In 1974, a genuinely all-star cast of actors first brought this amazing Agatha Christie novel to life. This film is the third remake and, although I’ve not seen the other two, I’m prepared to suggest that this is the single worst version of the four. I give it one star instead of zero exclusively because the sets — the interior of the train — were excellent. The rest is utter crap.

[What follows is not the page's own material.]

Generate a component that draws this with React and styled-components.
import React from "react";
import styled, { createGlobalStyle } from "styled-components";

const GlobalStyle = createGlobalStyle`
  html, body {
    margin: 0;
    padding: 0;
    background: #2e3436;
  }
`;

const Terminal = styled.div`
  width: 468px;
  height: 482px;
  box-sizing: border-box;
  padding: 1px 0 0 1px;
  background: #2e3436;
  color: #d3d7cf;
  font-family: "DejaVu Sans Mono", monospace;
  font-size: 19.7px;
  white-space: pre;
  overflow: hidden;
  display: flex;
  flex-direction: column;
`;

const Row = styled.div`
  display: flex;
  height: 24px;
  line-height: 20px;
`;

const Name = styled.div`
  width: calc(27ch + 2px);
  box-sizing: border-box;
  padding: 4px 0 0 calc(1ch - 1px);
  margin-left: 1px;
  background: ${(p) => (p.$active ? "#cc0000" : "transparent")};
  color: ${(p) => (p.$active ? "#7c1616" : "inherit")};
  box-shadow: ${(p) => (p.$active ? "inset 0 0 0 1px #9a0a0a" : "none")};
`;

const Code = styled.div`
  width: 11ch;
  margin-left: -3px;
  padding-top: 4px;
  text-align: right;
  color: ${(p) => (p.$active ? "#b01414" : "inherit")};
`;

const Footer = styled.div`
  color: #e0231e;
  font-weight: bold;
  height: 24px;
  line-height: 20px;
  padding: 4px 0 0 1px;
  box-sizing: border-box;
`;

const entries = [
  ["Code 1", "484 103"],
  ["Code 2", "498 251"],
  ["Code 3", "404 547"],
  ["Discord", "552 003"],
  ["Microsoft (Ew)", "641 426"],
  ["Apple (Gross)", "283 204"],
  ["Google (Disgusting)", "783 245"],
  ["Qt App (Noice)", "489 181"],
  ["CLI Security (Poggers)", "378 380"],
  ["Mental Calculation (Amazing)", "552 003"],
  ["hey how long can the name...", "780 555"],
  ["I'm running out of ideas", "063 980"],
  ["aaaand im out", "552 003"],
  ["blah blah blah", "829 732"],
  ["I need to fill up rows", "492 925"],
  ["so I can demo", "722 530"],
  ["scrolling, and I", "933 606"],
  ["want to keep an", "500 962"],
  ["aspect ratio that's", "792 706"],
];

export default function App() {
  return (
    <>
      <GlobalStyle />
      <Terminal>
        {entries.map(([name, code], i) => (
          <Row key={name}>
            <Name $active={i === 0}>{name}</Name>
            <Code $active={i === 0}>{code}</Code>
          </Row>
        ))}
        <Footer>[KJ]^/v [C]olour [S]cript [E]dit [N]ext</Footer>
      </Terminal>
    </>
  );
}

I have admired Kenneth Branagh for many years, appreciating his work in many fine productions, from dramatic comedies such as Peter’s Friends to the intense and brooding Wallander in the series of the same name. In 2007, however, he perpetrated the literary rape of the brilliant Anthony Shaffer play (and film) Sleuth. Bringing in Harold Pinter to write a new screenplay “based” on the original play (in much the same way that the rock of Gibraltar could be “based” upon the head of a pin), Branagh proceeded to destroy anything the least bit good about the original. In the same way, his “rethinking” of both the story and the characters of Christie’s book makes me question if the man has lost his ability to think at all. (I’m told that he will be allowed to rape and pillage Death on the Nile in 2019.)

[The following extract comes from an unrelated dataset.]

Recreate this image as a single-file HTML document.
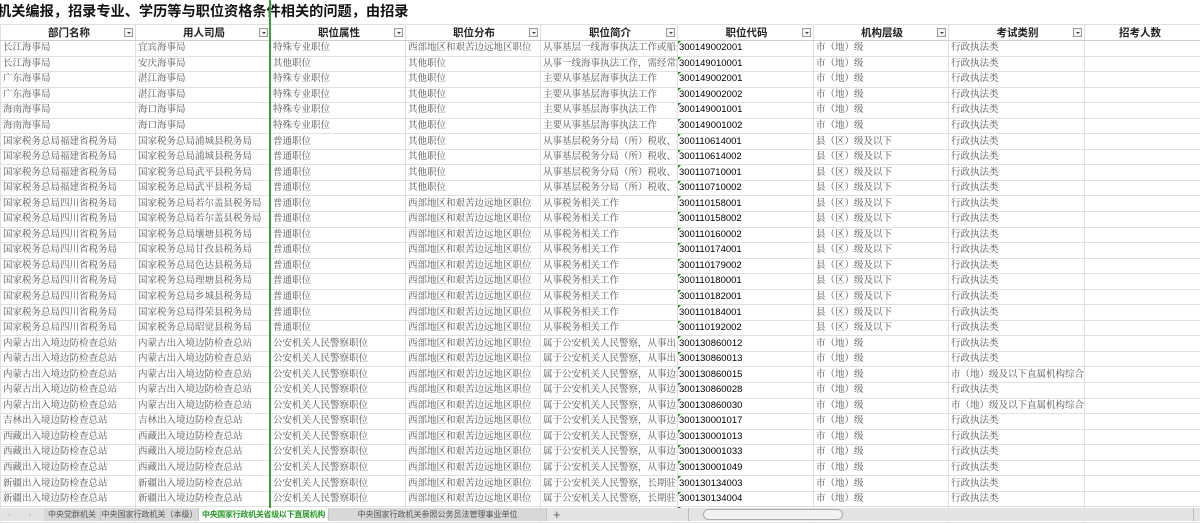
<!DOCTYPE html>
<html><head><meta charset="utf-8"><style>
*{margin:0;padding:0;box-sizing:border-box}
body{width:1200px;height:521px;overflow:hidden;background:#fff;position:relative;font-family:"Liberation Serif","Noto Serif CJK SC",serif}
.title{position:absolute;left:-3px;top:1px;height:23px;font:bold 14.2px "Liberation Sans","Noto Sans CJK SC",sans-serif;color:#111;white-space:nowrap;line-height:22px;z-index:2}
table{position:absolute;left:0;top:24px;border-collapse:collapse;table-layout:fixed;width:1240px}
td{height:15.55px;border:1px solid #e0e0e0;font-size:9.5px;color:#555;white-space:nowrap;overflow:hidden;padding:0 0 0 2px;line-height:12px;position:relative}
tr.h td{height:16px;font:bold 10.5px "Liberation Sans","Noto Sans CJK SC",sans-serif;color:#222;text-align:center;border-bottom:1px solid #cfcfcf}
.dd{position:absolute;right:2px;top:3px;width:9px;height:9px;border:1px solid #999;background:#f4f4f4}
.dd:after{content:"";position:absolute;left:2px;top:3px;border-left:2px solid transparent;border-right:2px solid transparent;border-top:2px solid #444}
td.n{color:#000;font-family:"Liberation Sans",sans-serif;font-size:9.5px;padding-left:1px}
td.n:before{content:"";position:absolute;left:0;top:0;border-top:3px solid #1a8a1a;border-right:3px solid transparent}
.vl{position:absolute;left:269px;top:0;width:2px;height:508px;background:#3f9a3f;z-index:3}
.tabs{position:absolute;left:0;top:508px;width:1200px;height:13px;background:#e4e4e4;font:8px "Liberation Sans","Noto Sans CJK SC",sans-serif;color:#555;white-space:nowrap;overflow:hidden;z-index:5}
.tab{position:absolute;top:0;height:13px;line-height:13px;text-align:center;background:#d8d8d8;border-right:1px solid #c4c4c4;white-space:nowrap;overflow:hidden}
.act{background:#fff;color:#2a9a2a;font-weight:bold;letter-spacing:-0.3px}
</style></head><body>
<div class="title">机关编报，招录专业、学历等与职位资格条件相关的问题，由招录</div>
<div class="vl"></div>
<table>
<colgroup><col style="width:135px"><col style="width:135px"><col style="width:135px"><col style="width:135px"><col style="width:137px"><col style="width:136px"><col style="width:135px"><col style="width:136px"><col style="width:156px"></colgroup>
<tr class="h"><td>部门名称<span class="dd"></span></td><td>用人司局<span class="dd"></span></td><td>职位属性<span class="dd"></span></td><td>职位分布<span class="dd"></span></td><td>职位简介<span class="dd"></span></td><td>职位代码<span class="dd"></span></td><td>机构层级<span class="dd"></span></td><td>考试类别<span class="dd"></span></td><td style="text-align:left;padding-left:34px">招考人数</td></tr>
<tr><td>长江海事局</td><td>宜宾海事局</td><td>特殊专业职位</td><td>西部地区和艰苦边远地区职位</td><td>从事基层一线海事执法工作或船舶交</td><td class="n">300149002001</td><td>市（地）级</td><td>行政执法类</td><td></td></tr>
<tr><td>长江海事局</td><td>安庆海事局</td><td>其他职位</td><td>其他职位</td><td>从事一线海事执法工作，需经常随船</td><td class="n">300149010001</td><td>市（地）级</td><td>行政执法类</td><td></td></tr>
<tr><td>广东海事局</td><td>湛江海事局</td><td>特殊专业职位</td><td>其他职位</td><td>主要从事基层海事执法工作</td><td class="n">300149002001</td><td>市（地）级</td><td>行政执法类</td><td></td></tr>
<tr><td>广东海事局</td><td>湛江海事局</td><td>特殊专业职位</td><td>其他职位</td><td>主要从事基层海事执法工作</td><td class="n">300149002002</td><td>市（地）级</td><td>行政执法类</td><td></td></tr>
<tr><td>海南海事局</td><td>海口海事局</td><td>特殊专业职位</td><td>其他职位</td><td>主要从事基层海事执法工作</td><td class="n">300149001001</td><td>市（地）级</td><td>行政执法类</td><td></td></tr>
<tr><td>海南海事局</td><td>海口海事局</td><td>特殊专业职位</td><td>其他职位</td><td>主要从事基层海事执法工作</td><td class="n">300149001002</td><td>市（地）级</td><td>行政执法类</td><td></td></tr>
<tr><td>国家税务总局福建省税务局</td><td>国家税务总局浦城县税务局</td><td>普通职位</td><td>其他职位</td><td>从事基层税务分局（所）税收、社会</td><td class="n">300110614001</td><td>县（区）级及以下</td><td>行政执法类</td><td></td></tr>
<tr><td>国家税务总局福建省税务局</td><td>国家税务总局浦城县税务局</td><td>普通职位</td><td>其他职位</td><td>从事基层税务分局（所）税收、社会</td><td class="n">300110614002</td><td>县（区）级及以下</td><td>行政执法类</td><td></td></tr>
<tr><td>国家税务总局福建省税务局</td><td>国家税务总局武平县税务局</td><td>普通职位</td><td>其他职位</td><td>从事基层税务分局（所）税收、社会</td><td class="n">300110710001</td><td>县（区）级及以下</td><td>行政执法类</td><td></td></tr>
<tr><td>国家税务总局福建省税务局</td><td>国家税务总局武平县税务局</td><td>普通职位</td><td>其他职位</td><td>从事基层税务分局（所）税收、社会</td><td class="n">300110710002</td><td>县（区）级及以下</td><td>行政执法类</td><td></td></tr>
<tr><td>国家税务总局四川省税务局</td><td>国家税务总局若尔盖县税务局</td><td>普通职位</td><td>西部地区和艰苦边远地区职位</td><td>从事税务相关工作</td><td class="n">300110158001</td><td>县（区）级及以下</td><td>行政执法类</td><td></td></tr>
<tr><td>国家税务总局四川省税务局</td><td>国家税务总局若尔盖县税务局</td><td>普通职位</td><td>西部地区和艰苦边远地区职位</td><td>从事税务相关工作</td><td class="n">300110158002</td><td>县（区）级及以下</td><td>行政执法类</td><td></td></tr>
<tr><td>国家税务总局四川省税务局</td><td>国家税务总局壤塘县税务局</td><td>普通职位</td><td>西部地区和艰苦边远地区职位</td><td>从事税务相关工作</td><td class="n">300110160002</td><td>县（区）级及以下</td><td>行政执法类</td><td></td></tr>
<tr><td>国家税务总局四川省税务局</td><td>国家税务总局甘孜县税务局</td><td>普通职位</td><td>西部地区和艰苦边远地区职位</td><td>从事税务相关工作</td><td class="n">300110174001</td><td>县（区）级及以下</td><td>行政执法类</td><td></td></tr>
<tr><td>国家税务总局四川省税务局</td><td>国家税务总局色达县税务局</td><td>普通职位</td><td>西部地区和艰苦边远地区职位</td><td>从事税务相关工作</td><td class="n">300110179002</td><td>县（区）级及以下</td><td>行政执法类</td><td></td></tr>
<tr><td>国家税务总局四川省税务局</td><td>国家税务总局理塘县税务局</td><td>普通职位</td><td>西部地区和艰苦边远地区职位</td><td>从事税务相关工作</td><td class="n">300110180001</td><td>县（区）级及以下</td><td>行政执法类</td><td></td></tr>
<tr><td>国家税务总局四川省税务局</td><td>国家税务总局乡城县税务局</td><td>普通职位</td><td>西部地区和艰苦边远地区职位</td><td>从事税务相关工作</td><td class="n">300110182001</td><td>县（区）级及以下</td><td>行政执法类</td><td></td></tr>
<tr><td>国家税务总局四川省税务局</td><td>国家税务总局得荣县税务局</td><td>普通职位</td><td>西部地区和艰苦边远地区职位</td><td>从事税务相关工作</td><td class="n">300110184001</td><td>县（区）级及以下</td><td>行政执法类</td><td></td></tr>
<tr><td>国家税务总局四川省税务局</td><td>国家税务总局昭觉县税务局</td><td>普通职位</td><td>西部地区和艰苦边远地区职位</td><td>从事税务相关工作</td><td class="n">300110192002</td><td>县（区）级及以下</td><td>行政执法类</td><td></td></tr>
<tr><td>内蒙古出入境边防检查总站</td><td>内蒙古出入境边防检查总站</td><td>公安机关人民警察职位</td><td>西部地区和艰苦边远地区职位</td><td>属于公安机关人民警察，从事出入境</td><td class="n">300130860012</td><td>市（地）级</td><td>行政执法类</td><td></td></tr>
<tr><td>内蒙古出入境边防检查总站</td><td>内蒙古出入境边防检查总站</td><td>公安机关人民警察职位</td><td>西部地区和艰苦边远地区职位</td><td>属于公安机关人民警察，从事出入境</td><td class="n">300130860013</td><td>市（地）级</td><td>行政执法类</td><td></td></tr>
<tr><td>内蒙古出入境边防检查总站</td><td>内蒙古出入境边防检查总站</td><td>公安机关人民警察职位</td><td>西部地区和艰苦边远地区职位</td><td>属于公安机关人民警察，从事边境管</td><td class="n">300130860015</td><td>市（地）级</td><td>市（地）级及以下直属机构综合管理</td><td></td></tr>
<tr><td>内蒙古出入境边防检查总站</td><td>内蒙古出入境边防检查总站</td><td>公安机关人民警察职位</td><td>西部地区和艰苦边远地区职位</td><td>属于公安机关人民警察，从事边境管</td><td class="n">300130860028</td><td>市（地）级</td><td>行政执法类</td><td></td></tr>
<tr><td>内蒙古出入境边防检查总站</td><td>内蒙古出入境边防检查总站</td><td>公安机关人民警察职位</td><td>西部地区和艰苦边远地区职位</td><td>属于公安机关人民警察，从事边境管</td><td class="n">300130860030</td><td>市（地）级</td><td>市（地）级及以下直属机构综合管理</td><td></td></tr>
<tr><td>吉林出入境边防检查总站</td><td>吉林出入境边防检查总站</td><td>公安机关人民警察职位</td><td>西部地区和艰苦边远地区职位</td><td>属于公安机关人民警察，从事边境管</td><td class="n">300130001017</td><td>市（地）级</td><td>行政执法类</td><td></td></tr>
<tr><td>西藏出入境边防检查总站</td><td>西藏出入境边防检查总站</td><td>公安机关人民警察职位</td><td>西部地区和艰苦边远地区职位</td><td>属于公安机关人民警察，从事边境综</td><td class="n">300130001013</td><td>市（地）级</td><td>行政执法类</td><td></td></tr>
<tr><td>西藏出入境边防检查总站</td><td>西藏出入境边防检查总站</td><td>公安机关人民警察职位</td><td>西部地区和艰苦边远地区职位</td><td>属于公安机关人民警察，从事边境综</td><td class="n">300130001033</td><td>市（地）级</td><td>行政执法类</td><td></td></tr>
<tr><td>西藏出入境边防检查总站</td><td>西藏出入境边防检查总站</td><td>公安机关人民警察职位</td><td>西部地区和艰苦边远地区职位</td><td>属于公安机关人民警察，从事边境综</td><td class="n">300130001049</td><td>市（地）级</td><td>行政执法类</td><td></td></tr>
<tr><td>新疆出入境边防检查总站</td><td>新疆出入境边防检查总站</td><td>公安机关人民警察职位</td><td>西部地区和艰苦边远地区职位</td><td>属于公安机关人民警察，长期驻守边</td><td class="n">300130134003</td><td>市（地）级</td><td>行政执法类</td><td></td></tr>
<tr><td>新疆出入境边防检查总站</td><td>新疆出入境边防检查总站</td><td>公安机关人民警察职位</td><td>西部地区和艰苦边远地区职位</td><td>属于公安机关人民警察，长期驻守边</td><td class="n">300130134004</td><td>市（地）级</td><td>行政执法类</td><td></td></tr>
<tr><td></td><td></td><td></td><td></td><td></td><td class="n"></td><td></td><td></td><td></td></tr>
</table>
<div class="tabs">
<div style="position:absolute;left:8px;top:0;line-height:13px;color:#bbb;letter-spacing:8px">‹ › ›</div>
<div class="tab" style="left:44px;width:57px">中央党群机关</div>
<div class="tab" style="left:101px;width:98px">中央国家行政机关（本级）</div>
<div class="tab act" style="left:199px;width:130px">中央国家行政机关省级以下直属机构</div>
<div class="tab" style="left:329px;width:218px">中央国家行政机关参照公务员法管理事业单位</div>
<div style="position:absolute;left:553px;top:-1px;font-size:13px;color:#666">+</div>
<div style="position:absolute;left:688px;top:0;width:2px;height:13px;border-left:1px solid #bbb"></div>
<div style="position:absolute;left:703px;top:1px;width:140px;height:11px;border:1px solid #aaa;border-radius:6px;background:#f2f2f2"></div>
<div style="position:absolute;left:1193px;top:0;width:2px;height:13px;border-left:1px solid #bbb"></div>
</div>
</body></html>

Anything remotely resembling the character of Poirot has been subsumed by Branagh’s ego. Start with sporting a grotesque moustache (and tiny goatee as well — the horror!) that would have made the real Poirot run screaming from the room. Continue with the idiotic notion that Poirot — a long-since retired Belgian policeman and inspector, indicating his age to be far from “spring chicken” qualification — would voluntarily and blissfully prance across the top of the snowbound train car, then engage in a merry chase through the trestles and scaffolding of a bridge perched across a mountainous chasm, like some damned action hero… ludicrous! Add that, at one point, he gets shot in the arm (when Christie herself avoided any use of firearms whenever possible), and you have an action thriller mold thrust upon a character whose canon defies any such attempt.

The script is no better and, in many ways, is significantly worse. Without providing any spoilers, I can say that the intricacy of the whodunit, howdunit, and whydunit of Christie’s novel can be perplexing in its presentation. The 1974 movie took the liberty of putting together a sort of prologue during the first several minutes of the film which, as the film progresses, gives the viewer a chance at solving one of the most perplexing mysteries ever devised. More damning in this version, the reason for the murder and the motive(s) for the murder are lost in an intentionally-created muddle that prevents a logical leap for the deed to take place.

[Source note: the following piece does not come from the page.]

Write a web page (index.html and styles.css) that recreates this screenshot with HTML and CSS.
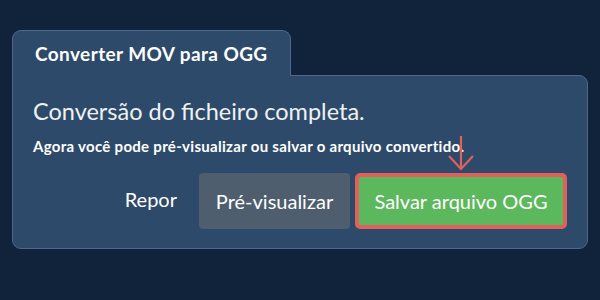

Characters are treated no better. In the book, the motivation and links between various characters are, in many ways, cleverly buried; in this film, they are explicitly concealed. The character of Col. Arbuthnot (turned into Dr. Arbuthnot here, and supplanted unnecessarily by playing the race card, without benefit or reason) has a clear connection to the case, in the book and in the 1974 film; here, the connection is tenuous at best. Likewise, the character of “Pilar Estravados” (“Greta Ohlsson” in the book and earlier film) is nearly useless in moving the plot forward, despite her having a particularly important role in other incarnations. (Could Branagh be playing another race card, putting Penélope Cruz in the role and rewriting the character for her ethnicity? I sincerely hope not.)

The best scene, despite it not providing all of the necessary clues that the exchange should have brought about, is between Branagh and Johnny Depp, where at least the dialog is reasonably sensible and the location (the dining car) accurate enough to make sense to Poirot’s original character. The most fun performance is that of the Green Goblin himself, Willem Dafoe; I can’t say why without providing a spoiler, but he’s worth watching.

All in all, a failure of monumental proportions. This film is the cinematic equivalent of rewriting Mozart’s Don Giovanni  in the atonal style of Schoenberg’s Pierrot Lunaire, which I reviewed in this blog with, I hope, vitriol equivalent to the material I was covering. I recommend a long rest for Mr. Branagh, preferably away from any filmmaking equipment or scriptwriting materials. Until one can make a clear and thorough research of one’s subject, one shouldn’t be attempting such a horrifying departure from it.